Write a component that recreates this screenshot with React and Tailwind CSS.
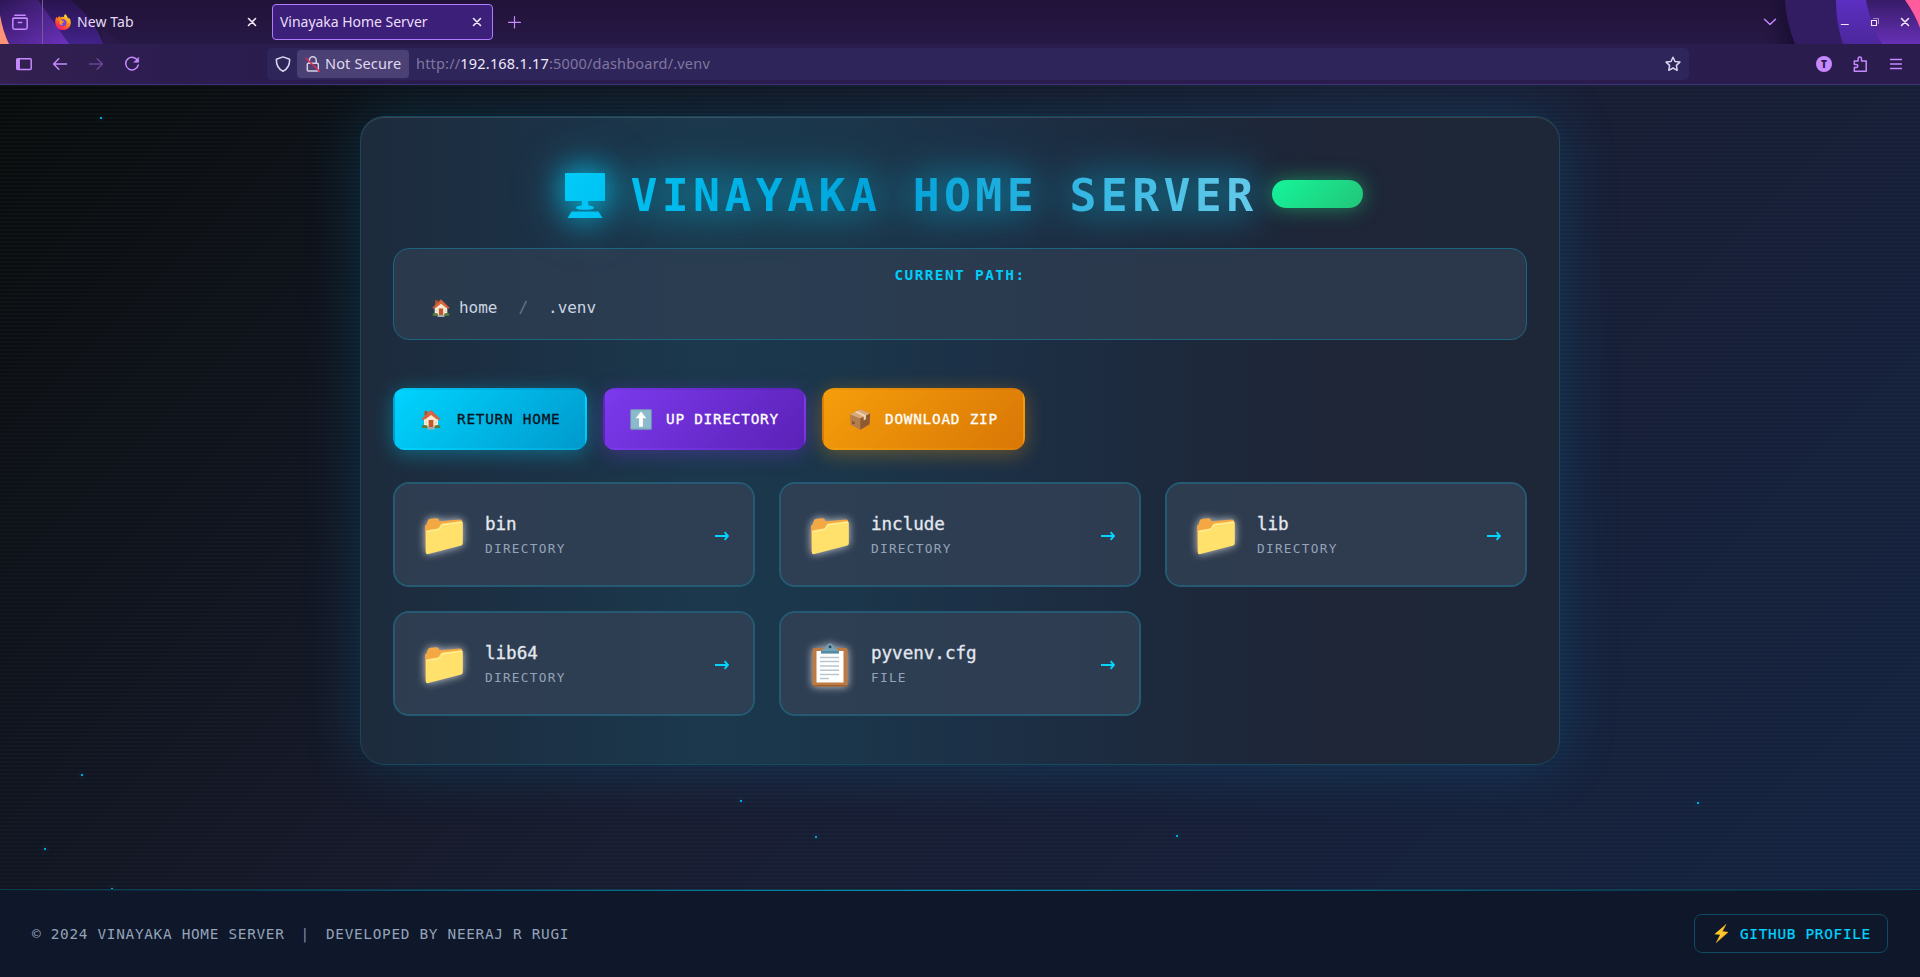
import React from "react";

const MONO = "font-['DejaVu_Sans_Mono',monospace]";
const UI = "font-['Noto_Sans',sans-serif]";

function FolderIcon() {
  return (
    <svg viewBox="0 0 40 38" className="h-[38px] w-10">
      <path d="M1.5 35.5 1 9.5Q1 8 2.5 7.600L3.500 4.500Q4 2 6.500 1.800L12.500 1.200Q14.500 1 15 3L15.500 4.200 36 2.500Q38 2.300 38.200 4.500V26L4 36Z" fill="#f3a843" />
      <path d="M2 35V14.500Q2 13.500 3.200 13.200L13.500 11.400Q15 11 15.600 9.500L16.400 8Q17 6.800 18.500 6.500L36.500 4.200Q38.800 4 38.800 6V26.500Q38.800 28 37.300 28.500L3.500 37.200Q2 37.500 2 35.800Z" fill="#ffe16c" />
      <path d="M2.300 14.800 13.800 12.700Q16 12.200 16.800 10L17.300 9Q17.800 8 19 7.800L38 5.300" fill="none" stroke="#fff3b0" strokeWidth=".8" />
    </svg>
  );
}

function ClipboardIcon() {
  return (
    <svg viewBox="0 0 40 46" className="h-[46px] w-10">
      <rect x="2.500" y="6" width="35" height="38.500" rx="2" fill="#bd7a42" />
      <path d="M3 43h34v.5q0 1-1.500 1h-31q-1.500 0-1.500-1z" fill="#9d5f30" />
      <path d="M6.500 9h27v31.500h-27z" fill="#fff" />
      <path d="M10 15.500h19M10 19.600h19M10 24h19M10 28.300h19M10 32.500h19M10 36.500h9" stroke="#b8c6ce" strokeWidth="1.500" />
      <path d="M11 11q0-4.500 5-5 1-4.500 4-4.500t4 4.500q5 .5 5 5z" fill="#72a3b8" />
      <path d="M11 9h18v2.600H11z" fill="#558ba2" />
      <circle cx="20" cy="4.800" r="1.500" fill="#2f4658" />
    </svg>
  );
}

function HouseIcon({ className }) {
  return (
    <svg viewBox="0 0 20 20" className={className}>
      <path d="M3 10v8h14v-8l-7-7z" fill="#f7ead3" />
      <path d="M3.500 1.500h3v5l-3 2.500z" fill="#b0532f" />
      <path d="M10 .4 19.600 9.600l-1.200 1.200L10 3.600l-8.400 7.200L.4 9.600z" fill="#d9603b" />
      <path d="M3 9.600 10 3.200l7 6.400-1 .4-6-4.600L4 10z" fill="#d9603b" />
      <path d="M7.600 10.500h4.800V18H7.600z" fill="#c1572f" />
      <path d="M4 11.800h2v2.400H4zM14 11.800h2v2.400h-2z" fill="#dfdcc8" />
      <path d="M.8 16.300q2.800-1.600 5.800 0v2.300H.8zM13.400 16.300q3-1.600 5.800 0v2.300h-5.800z" fill="#5b7d3c" />
      <path d="M6.600 17.800h6.800L14 20H6z" fill="#a6adb0" />
    </svg>
  );
}

function UpArrowIcon() {
  return (
    <svg viewBox="0 0 22 21" className="h-[21px] w-[22px]">
      <rect x=".3" y=".3" width="21.400" height="20.400" rx="1.200" fill="#78a9bb" />
      <rect x="1.200" y="1.200" width="19.600" height="18" rx="1" fill="#8bbaca" />
      <path d="M11 2.500 16.300 9.200h-3.400v8.600H9.100V9.200H5.700z" fill="#fff" />
    </svg>
  );
}

function PackageIcon() {
  return (
    <svg viewBox="0 0 22 21" className="h-[21px] w-[22px]">
      <path d="M1 5.200 11.500.3 21.200 4.500 20.500 15.300 11.300 20.800 1.600 15.700z" fill="#b57d4c" />
      <path d="M1 5.200 11.500.3 21.200 4.500 11.300 9.600z" fill="#d9a878" />
      <path d="M11.300 9.600 21.200 4.500 20.500 15.300 11.300 20.800z" fill="#8f5a30" />
      <path d="M5.800 3 8 2l9 4.300-.1 4-2.200 1.200V7.800z" fill="#ecd2ad" />
      <path d="M3 12.500l3 1.500M3 14l2 1" stroke="#5c3a20" strokeWidth=".8" />
    </svg>
  );
}

function Bolt() {
  return (
    <svg viewBox="0 0 14 19" className="h-[19px] w-3.5 shrink-0">
      <path d="M12 .2.300 10.200 6 10.700 2 18.800 13.900 8.300 8.300 7.500z" fill="#ffc928" />
      <path d="M12 .2 8.300 7.500 13.900 8.300 2 18.800" fill="none" stroke="#f59f1c" strokeWidth=".7" />
    </svg>
  );
}

function Monitor() {
  return (
    <svg viewBox="0 0 40 45" className="h-[45px] w-10 shrink-0">
      <defs>
        <linearGradient id="mon" x1="0" y1="0" x2="1" y2="1">
          <stop offset="0" stopColor="#02cbf8" />
          <stop offset="1" stopColor="#00c1f2" />
        </linearGradient>
      </defs>
      <path d="M.8 0h38.400q.8 0 .8.800v26.400q0 .8-.8.800H23.200v4.200l4.300 1.100q1.500.5 1.500 1.500 0 2-9 2t-9-2q0-1 1.500-1.500l4.300-1.100V28H.8q-.8 0-.8-.8V.8Q0 0 .8 0zM6.500 38.400h27L37.400 45H2.600z" fill="url(#mon)" />
    </svg>
  );
}

function Firefox() {
  return (
    <svg viewBox="0 0 16 16" className="h-4 w-4 shrink-0">
      <defs>
        <linearGradient id="fx" x1=".85" y1="0" x2=".2" y2="1">
          <stop offset="0" stopColor="#fff44f" />
          <stop offset=".4" stopColor="#ff980e" />
          <stop offset=".75" stopColor="#ff3647" />
          <stop offset="1" stopColor="#e31587" />
        </linearGradient>
      </defs>
      <path d="M10.300 0q-1.500 1-1.200 3Q6.500 2.300 5.600 3.600 4.500 3 4.300 2 3.200 2.700 2.700 4.200 1.800 3.600 1.600 2.700 0 5 .2 8.500A7.800 7.500 0 0 0 15.800 9q.2-4-2.600-5.400.2 1 0 1.500Q12.400 2 10.300 0z" fill="url(#fx)" />
      <circle cx="8" cy="8.800" r="3.500" fill="#7a3fe0" />
      <path d="M4.300 6.300q2-.8 3.500.6 1.600.2 1.200 1.200-.6.900-1.800.8-.6 1.300.9 2-2.400.5-3.600-1.200z" fill="#ff9a1b" />
    </svg>
  );
}

function Glyph({ children, className = "text-[#c689ff]", w = 1.5 }) {
  return (
    <svg viewBox="0 0 16 16" className={"h-4 w-4 shrink-0 " + className} fill="none" stroke="currentColor" strokeWidth={w} strokeLinecap="round" strokeLinejoin="round">
      {children}
    </svg>
  );
}

function CloseX() {
  return (
    <Glyph className="text-[#f0e8fa]" w={1.6}>
      <path d="M4.500 4.500l7 7M11.500 4.500l-7 7" />
    </Glyph>
  );
}

function TabStrip() {
  return (
    <div className="relative flex h-11 items-center bg-gradient-to-b from-[#201238] to-[#271946]">
      <svg className="absolute left-0 top-0 h-11 w-[140px]" viewBox="0 0 140 44">
        <defs>
          <linearGradient id="la" x1="0" y1="0" x2="1" y2="1">
            <stop offset="0" stopColor="#2e1758" />
            <stop offset="1" stopColor="#6c31bd" />
          </linearGradient>
          <linearGradient id="lb" x1="0" y1="0" x2="0" y2="1">
            <stop offset="0" stopColor="#2a1450" />
            <stop offset="1" stopColor="#42228a" />
          </linearGradient>
        </defs>
        <path d="M70 0Q94 18 103 44H60L36 0z" fill="url(#lb)" />
        <path d="M0 0H38L69 44H0z" fill="url(#la)" />
        <path d="M103 30q10 6 20 14h-20z" fill="#2b194c" />
        <path d="M0 15Q3 32 9 44H0z" fill="#ff9375" />
      </svg>
      <svg className="absolute right-0 top-0 h-11 w-[170px]" viewBox="0 0 170 44">
        <defs>
          <linearGradient id="ra" x1="0" y1="0" x2="0" y2="1">
            <stop offset="0" stopColor="#5c2fc2" />
            <stop offset="1" stopColor="#4c279c" />
          </linearGradient>
          <linearGradient id="rb" x1="0" y1="0" x2="0" y2="1">
            <stop offset="0" stopColor="#371b68" />
            <stop offset="1" stopColor="#6730b6" />
          </linearGradient>
          <linearGradient id="rc" x1="0" y1="0" x2="1" y2="0">
            <stop offset="0" stopColor="#201238" stopOpacity="0" />
            <stop offset="1" stopColor="#170c30" />
          </linearGradient>
        </defs>
        <path d="M12 0H37L46 44H12z" fill="url(#rc)" />
        <path d="M35 0Q36 22 45 44H100V0z" fill="#321d63" />
        <path d="M86 0Q86 24 93 44H140V0z" fill="url(#ra)" />
        <path d="M116 0Q120 24 132 44H170V0z" fill="url(#rb)" />
        <path d="M155 0Q165 14 170 28V0z" fill="#ff5c9d" />
      </svg>
      <div className={"relative flex h-11 w-full items-center text-[14px] text-[#e4daf6] " + UI}>
        <div className="flex h-11 w-[43px] items-center border-r border-[#745b96] pl-3">
          <Glyph>
            <path d="M2.800 1.200h10.400M1 4.200h14" />
            <rect x=".8" y="4.200" width="14.400" height="11" rx="1.600" />
            <path d="M6.300 8.500h3.400" />
          </Glyph>
        </div>
        <div className="ml-3 flex w-[205px] items-center">
          <Firefox />
          <span className="ml-1.5 flex-1 pb-px tracking-[0.1px]">New Tab</span>
          <CloseX />
        </div>
        <div className="ml-3 flex h-9 w-[221px] items-center rounded-[4px] border border-[#b07cff] bg-[#3c1f79] pl-[7px] pr-[7px] text-[#e9defb]">
          <span className="flex-1 whitespace-nowrap pb-px tracking-[-0.03px]">Vinayaka Home Server</span>
          <CloseX />
        </div>
        <Glyph className="ml-[14px] text-[#c689ff]" w={1.2}>
          <path d="M7.500 2.500v11.500M1.500 8.300h12" />
        </Glyph>
        <Glyph className="ml-auto mr-[59px] text-[#c689ff]" w={1.4}>
          <path d="M2.500 5.300 8 10.600l5.500-5.300" />
        </Glyph>
        <Glyph className="mr-[14px] text-[#f0e8fa]" w={1.2}>
          <path d="M4.300 10.500h7" />
        </Glyph>
        <Glyph className="mr-[14px] text-[#f0e8fa]" w={1.1}>
          <path d="M4.500 6.500h5v5h-5z" strokeLinejoin="miter" />
          <path d="M6.500 4.500h5v5" opacity=".5" />
        </Glyph>
        <div className="pr-[7px]">
          <CloseX />
        </div>
      </div>
    </div>
  );
}

function Toolbar() {
  return (
    <div className={"flex h-[41px] items-center border-b border-[#41337b] bg-[#2a1d4e] text-[14.500px] " + UI}>
      <div className="flex h-10 w-[267px] items-center gap-5 bg-gradient-to-r from-[#33204f] via-[#2d1d50] to-[#2a1d4e] pl-4">
        <Glyph>
          <rect x=".8" y="2.800" width="14.400" height="10.600" rx="1" />
          <path d="M1.300 3v10M2.200 3v10M3.200 3v10" />
        </Glyph>
        <Glyph>
          <path d="M14.500 8H1.700M6.800 2.800 1.600 8l5.200 5.200" />
        </Glyph>
        <Glyph className="text-[#6a4694]">
          <path d="M1.500 8h12.800M9.200 2.800 14.400 8l-5.200 5.200" />
        </Glyph>
        <Glyph>
          <path d="M13.800 5A6.300 6.300 0 1 0 14.200 9" />
          <path d="M14.700 1.500v4.800H9.900z" fill="currentColor" strokeWidth=".5" />
        </Glyph>
      </div>
      <div className="flex h-8 w-[1422px] items-center rounded-[5px] bg-[#2e255b] pl-2 text-[#e0d9f0]">
        <Glyph className="text-[#dcd5ee]">
          <path d="M8 .9 14.600 3.200Q15 12 8 15.200 1 12 1.400 3.200z" />
        </Glyph>
        <div className="ml-1.5 flex h-7 w-28 items-center rounded-[4px] bg-[#4b4175] pl-2">
          <Glyph className="text-[#d5cee6]">
            <rect x="2.300" y="7.200" width="11" height="7.800" rx="1" />
            <path d="M4.400 7V4.200a3.400 3.400 0 0 1 6.800 0V7" />
            <path d="M1 2.200 14.300 15.200" stroke="#e22850" />
          </Glyph>
          <span className="ml-1 whitespace-nowrap tracking-[0.15px]">Not Secure</span>
        </div>
        <span className="ml-[7px] flex-1 whitespace-nowrap tracking-[0.190px] text-[#81769f]">
          http://<span className="text-[#f0eafb]">192.168.1.17</span>:5000/dashboard/.venv
        </span>
        <Glyph className="mr-2 text-[#dcd5ee]">
          <path d="M8 1.200 10 5.500l4.900.6-3.500 3.300.8 4.900L8 12l-4.200 2.300.8-4.900L1.100 6.100 6 5.500z" />
        </Glyph>
      </div>
      <div className="flex flex-1 items-center justify-end gap-5 pr-4">
        <div className="flex h-4 w-4 items-center justify-center rounded-full bg-[#c689ff] text-[10px] font-black leading-none text-[#2a1d4e]">T</div>
        <Glyph>
          <path d="M2.300 15.200V11.500h2a1.500 1.500 0 0 0 0-3h-2V5h3.800V2.800a1.700 1.700 0 0 1 3.400 0V5h4.700v10.200z" />
        </Glyph>
        <Glyph w={1.3}>
          <path d="M2.500 3.500h11M2.500 8h11M2.500 12.500h11" />
        </Glyph>
      </div>
    </div>
  );
}

const PARTICLES = [
  [100, 32], [81, 689], [44, 763], [111, 803], [740, 715], [815, 751], [1176, 750], [1697, 717],
];

const ENTRIES = [
  { name: "bin", kind: "DIRECTORY" },
  { name: "include", kind: "DIRECTORY" },
  { name: "lib", kind: "DIRECTORY" },
  { name: "lib64", kind: "DIRECTORY" },
  { name: "pyvenv.cfg", kind: "FILE" },
];

function Entry({ name, kind }) {
  return (
    <div className="flex h-[105px] items-center rounded-2xl border-2 border-[#265a72] bg-[#334155cc] bg-clip-padding pl-7 pr-6 pt-0.5">
      <div className="flex w-[42px] justify-center drop-shadow-[0_0_4px_rgba(255,255,255,0.75)]">
        {kind === "FILE" ? <ClipboardIcon /> : <FolderIcon />}
      </div>
      <div className="ml-5 flex-1">
        <div className="text-[17.600px] leading-[25px] tracking-[-0.030px] text-[#e2e8f0] [-webkit-text-stroke:0.3px_#e2e8f0]">{name}</div>
        <div className="text-[12.800px] leading-[23px] tracking-[1.250px] text-[#94a3b8]">{kind}</div>
      </div>
      <svg viewBox="0 0 14 10" className="h-2.5 w-3.5 shrink-0" fill="none" stroke="#00d4ff" strokeWidth="1.900">
        <path d="M0 5h12.800M9.600 1.200 13 5 9.600 8.800" />
      </svg>
    </div>
  );
}

function ActionButton({ className, icon, children }) {
  return (
    <div className={"flex h-[62px] items-center rounded-xl border-2 border-transparent pt-px text-[14.400px] tracking-[0.740px] [-webkit-text-stroke:0.300px] " + className}>
      <div className="w-[22px]">{icon}</div>
      <span className="ml-3.5 whitespace-nowrap">{children}</span>
    </div>
  );
}

export default function App() {
  return (
    <div className="flex h-[977px] w-full flex-col overflow-hidden bg-[#0a0a0a]">
      <TabStrip />
      <Toolbar />
      <main className={"relative flex h-[804px] flex-col items-center overflow-hidden bg-[linear-gradient(135deg,#0a0a0a_0%,#1a1a2e_50%,#16213e_100%)] pt-[31px] " + MONO}>
        <div className="absolute inset-0 bg-[repeating-linear-gradient(0deg,transparent_0px,transparent_2px,rgba(0,212,255,0.04)_2px,rgba(0,212,255,0.04)_4px)]" />
        {PARTICLES.map(([x, y]) => (
          <div key={x} className="absolute h-0.5 w-0.5 bg-[#00a9d6] shadow-[0_0_6px_rgba(0,212,255,0.6)]" style={{ left: x, top: y }} />
        ))}
        <section className="relative flex h-[649px] w-[1200px] flex-col rounded-3xl border border-[#17485c] bg-[linear-gradient(90deg,#1d2b3c_0%,#1c3044_12%,#1b384c_28%,#1b364a_40%,#1c3046_52%,#1d293c_68%,#1e2638_80%,#1e2738_100%)] px-8 shadow-[0_0_60px_rgba(0,180,255,0.18),inset_0_1px_0_rgba(255,255,255,0.12)]">
          <header className="flex h-[131px] items-center justify-center pl-2 pt-[25px]">
            <div className="flex items-center pt-px [filter:drop-shadow(0_0_14px_rgba(0,212,255,0.6))_drop-shadow(0_0_20px_rgba(0,212,255,0.6))]">
              <Monitor />
            </div>
            <h1 className="ml-[25px] whitespace-nowrap bg-[linear-gradient(100deg,#00bfef_0%,#00a2d9_42%,#66cbea_100%)] bg-clip-text pt-0.5 text-[44.800px] font-bold leading-[60px] tracking-[4.390px] text-transparent [filter:drop-shadow(0_0_18px_rgba(0,212,255,0.45))_drop-shadow(0_0_22px_rgba(0,212,255,0.4))]">
              VINAYAKA HOME SERVER
            </h1>
            <div className="mb-[3px] ml-3.5 h-7 w-[91px] shrink-0 rounded-[14px] bg-[linear-gradient(135deg,#16f59a,#22c578)] shadow-[0_0_20px_rgba(34,230,130,0.5)]" />
          </header>
          <nav className="flex h-[92px] flex-col rounded-2xl border border-[#1d657f] bg-[#334155a6] pt-[15px]">
            <div className="text-center text-[14.400px] font-bold leading-[22px] tracking-[1.410px] text-[#00cdf8]">CURRENT PATH:</div>
            <div className="mt-2.5 flex items-center pl-[38px] text-[16px] leading-6 tracking-[-0.030px] text-[#cbd5e1]">
              <HouseIcon className="h-[18px] w-[18px]" />
              <span className="ml-[9px]">home</span>
              <span className="ml-[21px] text-[#64748b]">/</span>
              <span className="ml-5">.venv</span>
            </div>
          </nav>
          <div className="mt-12 flex gap-4">
            <ActionButton className="w-[194px] bg-[linear-gradient(135deg,#00d4ff,#0099cc)] pl-[26px] text-[#06121c] shadow-[0_4px_20px_rgba(0,212,255,0.35)]" icon={<HouseIcon className="h-[21px] w-5" />}>RETURN HOME</ActionButton>
            <ActionButton className="w-[203px] bg-[linear-gradient(135deg,#7c3aed,#5b21b6)] pl-[25px] text-white shadow-[0_4px_20px_rgba(124,58,237,0.35)]" icon={<UpArrowIcon />}>UP DIRECTORY</ActionButton>
            <ActionButton className="w-[203px] bg-[linear-gradient(135deg,#f59e0b,#d97706)] pl-[25px] text-white shadow-[0_4px_20px_rgba(245,158,11,0.35)]" icon={<PackageIcon />}>DOWNLOAD ZIP</ActionButton>
          </div>
          <div className="mt-8 grid grid-cols-3 gap-6">
            {ENTRIES.map((e) => (
              <Entry key={e.name} {...e} />
            ))}
          </div>
        </section>
      </main>
      <footer className={"flex h-[88px] flex-col border-t border-[#0c3d50] bg-[#0f172a] text-[14.400px] tracking-[0.690px] " + MONO}>
        <div className="h-px bg-[linear-gradient(90deg,transparent,#00b8de,transparent)] opacity-80" />
        <div className="flex flex-1 items-center pb-0.5 pl-8 pr-8 pt-px text-[#94a3b8]">
          <span className="pt-0.5">© 2024 VINAYAKA HOME SERVER</span>
          <span className="mx-4 pt-0.5 text-[#7c8ba1]">|</span>
          <span className="pt-0.5">DEVELOPED BY NEERAJ R RUGI</span>
          <div className="ml-auto flex h-[39px] w-[194px] items-center rounded-lg border border-[#0d4c62] pl-[19px] text-[#00d4ff]">
            <Bolt />
            <span className="ml-3 whitespace-nowrap pt-0.5 [-webkit-text-stroke:0.200px]">GITHUB PROFILE</span>
          </div>
        </div>
      </footer>
    </div>
  );
}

__Required task__:
Copy each line above that contains the string "React".

__Task output__:
Write a component that recreates this screenshot with React and Tailwind CSS.
import React from "react";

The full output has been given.